### [COLLECTED MATERIAL]
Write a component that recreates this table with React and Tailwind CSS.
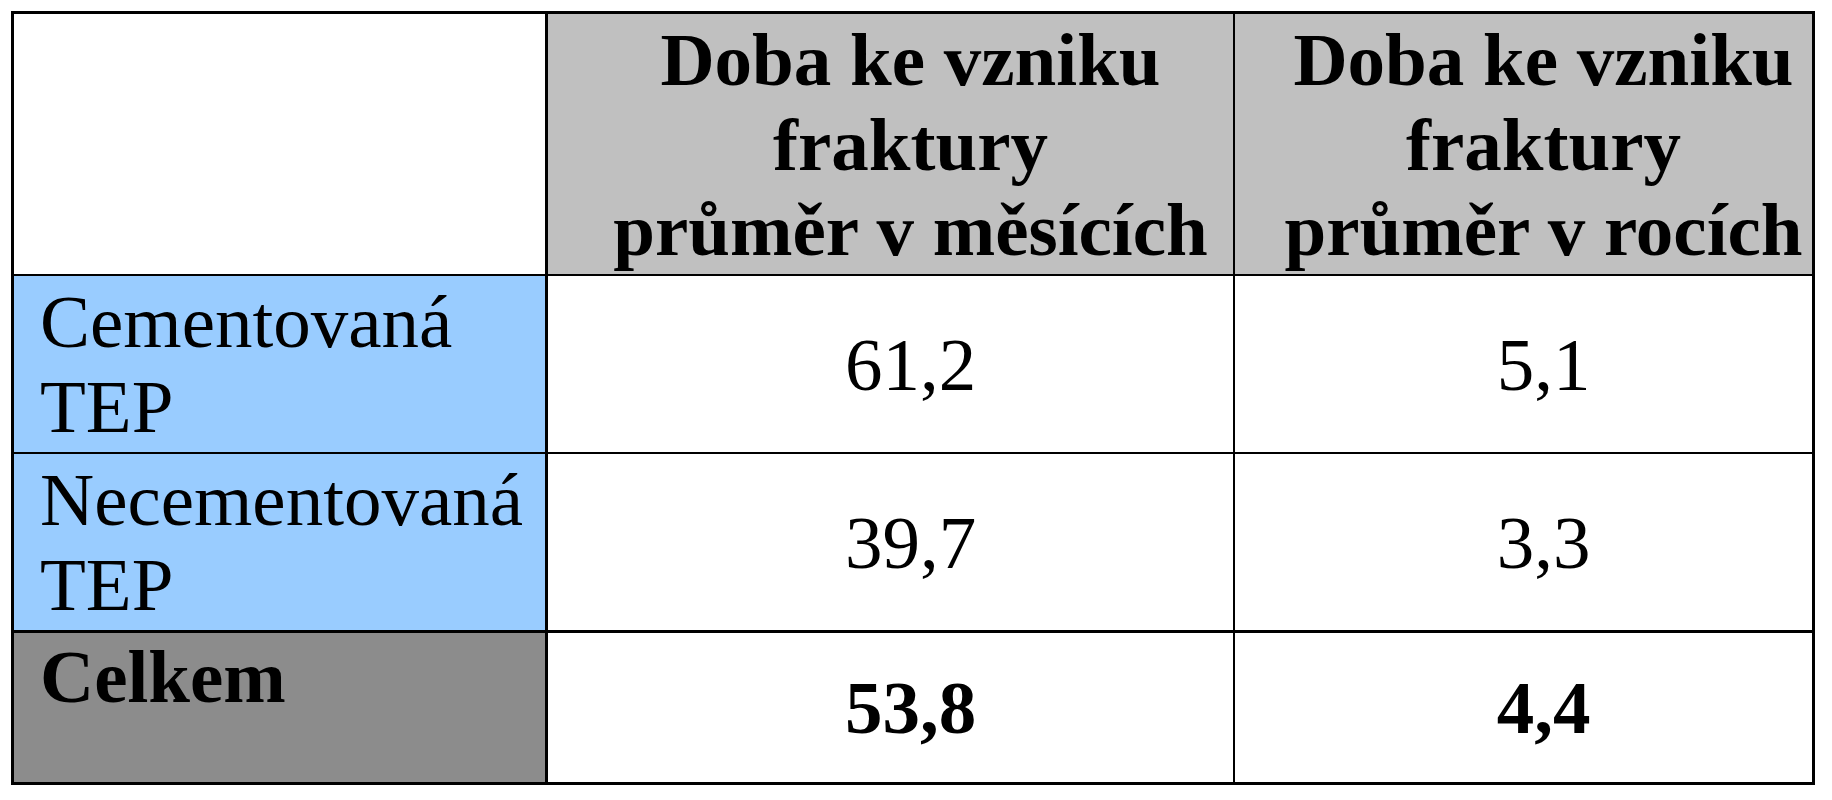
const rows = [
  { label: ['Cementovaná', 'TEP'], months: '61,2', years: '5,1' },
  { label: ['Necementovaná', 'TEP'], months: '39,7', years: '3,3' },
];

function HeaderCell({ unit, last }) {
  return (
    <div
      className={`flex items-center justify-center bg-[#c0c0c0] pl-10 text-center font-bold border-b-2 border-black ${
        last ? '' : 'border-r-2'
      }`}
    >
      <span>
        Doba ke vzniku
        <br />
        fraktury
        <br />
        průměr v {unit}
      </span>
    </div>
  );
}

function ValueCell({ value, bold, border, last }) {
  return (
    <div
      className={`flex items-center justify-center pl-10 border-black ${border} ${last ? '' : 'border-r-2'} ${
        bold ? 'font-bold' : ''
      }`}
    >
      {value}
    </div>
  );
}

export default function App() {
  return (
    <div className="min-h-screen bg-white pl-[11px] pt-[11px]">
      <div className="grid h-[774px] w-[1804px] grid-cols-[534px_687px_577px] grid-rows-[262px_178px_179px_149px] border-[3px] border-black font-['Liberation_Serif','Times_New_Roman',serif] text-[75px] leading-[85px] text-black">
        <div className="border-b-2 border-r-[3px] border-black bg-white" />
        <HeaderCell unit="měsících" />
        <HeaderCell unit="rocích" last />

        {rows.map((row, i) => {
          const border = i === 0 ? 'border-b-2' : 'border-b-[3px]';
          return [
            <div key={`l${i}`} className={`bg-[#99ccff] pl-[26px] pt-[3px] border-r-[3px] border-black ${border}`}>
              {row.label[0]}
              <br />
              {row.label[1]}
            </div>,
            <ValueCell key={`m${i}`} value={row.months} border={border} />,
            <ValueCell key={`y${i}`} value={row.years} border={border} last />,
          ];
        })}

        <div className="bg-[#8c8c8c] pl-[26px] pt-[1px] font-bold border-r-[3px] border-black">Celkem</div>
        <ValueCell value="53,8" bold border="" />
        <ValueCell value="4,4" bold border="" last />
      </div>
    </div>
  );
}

### [GOAL]
Return the full material word for word. Do not include the pictures.

### [FINISHED EXERCISE]
Write a component that recreates this table with React and Tailwind CSS.
const rows = [
  { label: ['Cementovaná', 'TEP'], months: '61,2', years: '5,1' },
  { label: ['Necementovaná', 'TEP'], months: '39,7', years: '3,3' },
];

function HeaderCell({ unit, last }) {
  return (
    <div
      className={`flex items-center justify-center bg-[#c0c0c0] pl-10 text-center font-bold border-b-2 border-black ${
        last ? '' : 'border-r-2'
      }`}
    >
      <span>
        Doba ke vzniku
        <br />
        fraktury
        <br />
        průměr v {unit}
      </span>
    </div>
  );
}

function ValueCell({ value, bold, border, last }) {
  return (
    <div
      className={`flex items-center justify-center pl-10 border-black ${border} ${last ? '' : 'border-r-2'} ${
        bold ? 'font-bold' : ''
      }`}
    >
      {value}
    </div>
  );
}

export default function App() {
  return (
    <div className="min-h-screen bg-white pl-[11px] pt-[11px]">
      <div className="grid h-[774px] w-[1804px] grid-cols-[534px_687px_577px] grid-rows-[262px_178px_179px_149px] border-[3px] border-black font-['Liberation_Serif','Times_New_Roman',serif] text-[75px] leading-[85px] text-black">
        <div className="border-b-2 border-r-[3px] border-black bg-white" />
        <HeaderCell unit="měsících" />
        <HeaderCell unit="rocích" last />

        {rows.map((row, i) => {
          const border = i === 0 ? 'border-b-2' : 'border-b-[3px]';
          return [
            <div key={`l${i}`} className={`bg-[#99ccff] pl-[26px] pt-[3px] border-r-[3px] border-black ${border}`}>
              {row.label[0]}
              <br />
              {row.label[1]}
            </div>,
            <ValueCell key={`m${i}`} value={row.months} border={border} />,
            <ValueCell key={`y${i}`} value={row.years} border={border} last />,
          ];
        })}

        <div className="bg-[#8c8c8c] pl-[26px] pt-[1px] font-bold border-r-[3px] border-black">Celkem</div>
        <ValueCell value="53,8" bold border="" />
        <ValueCell value="4,4" bold border="" last />
      </div>
    </div>
  );
}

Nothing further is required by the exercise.